Comparetravelcash makes it straightforward to compare travel money rates from high street bureaux, online providers, and prepaid card suppliers side by side. You can also compare prepaid currency cards to find the lowest-fee option for your destination. Rates are updated regularly, so you are always seeing current offers rather than outdated figures. Check the tips for exchanging money abroad guide for additional strategies before you book.
FAQ
What is the worst place to exchange currency?
Airport currency kiosks offer rates 8–15% worse than the mid-market rate, making them the most expensive place to exchange money for most travellers.
What is Dynamic Currency Conversion and should I avoid it?

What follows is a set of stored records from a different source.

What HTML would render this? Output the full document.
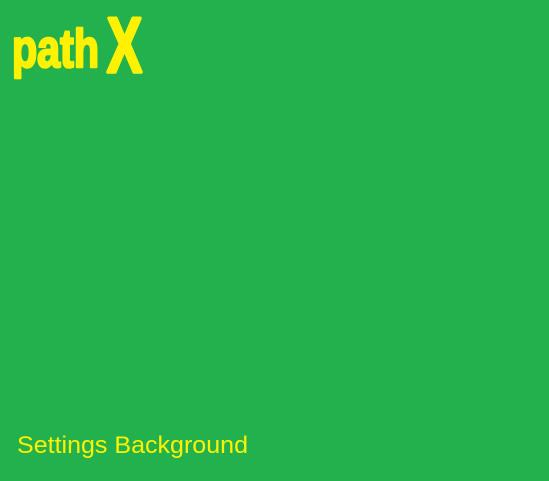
<!DOCTYPE html>
<html><head><style>
html,body{margin:0;padding:0;}
body{width:549px;height:481px;background:#22b14c;overflow:hidden;}
</style></head><body>
<svg width="549" height="481" style="position:absolute;left:0;top:0">
<text x="12" y="67" font-family="Liberation Sans Narrow, Liberation Sans, sans-serif" font-weight="bold" font-size="54" fill="#fff200" stroke="#fff200" stroke-width="2.5" stroke-linejoin="round" textLength="87" lengthAdjust="spacingAndGlyphs">path</text>
<text x="107" y="72" font-family="Liberation Sans Narrow, Liberation Sans, sans-serif" font-weight="bold" font-size="78" fill="#fff200" stroke="#fff200" stroke-width="3.5" stroke-linejoin="round" textLength="35" lengthAdjust="spacingAndGlyphs">X</text>
<text x="17" y="453" font-family="Liberation Sans, sans-serif" font-size="24" fill="#fff200" textLength="231" lengthAdjust="spacingAndGlyphs">Settings Background</text>
</svg>
</body></html>
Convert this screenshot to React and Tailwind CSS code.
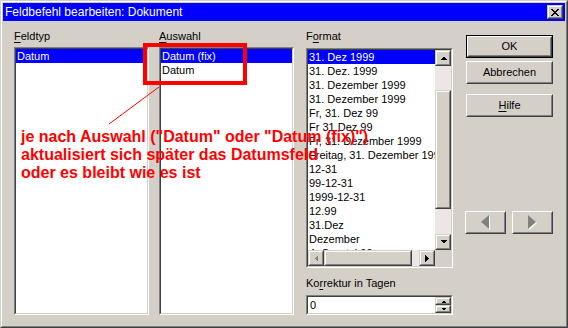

Dynamic Currency Conversion (DCC) is when a foreign card terminal charges you in pounds instead of the local currency. It adds 3–7% extra cost, so always choose to pay in local currency.
How many cards should I take abroad?
Carry at least two cards stored in separate locations. Bank fraud systems can block a card without warning, and a backup prevents you from being left without access to funds.
Is it cheaper to use an ATM abroad or exchange cash before I travel?
Bank-branded ATMs at your destination offer rates within 1–2% of the mid-market rate, which is competitive with pre-ordered online currency. Both options are significantly cheaper than airport kiosks or hotel desks.
Do “0% commission” bureaux actually offer better rates?
No. Zero-commission providers embed their profit in the exchange rate spread rather than charging a visible fee. Always compare the actual rate offered against the mid-market rate, not the commission label.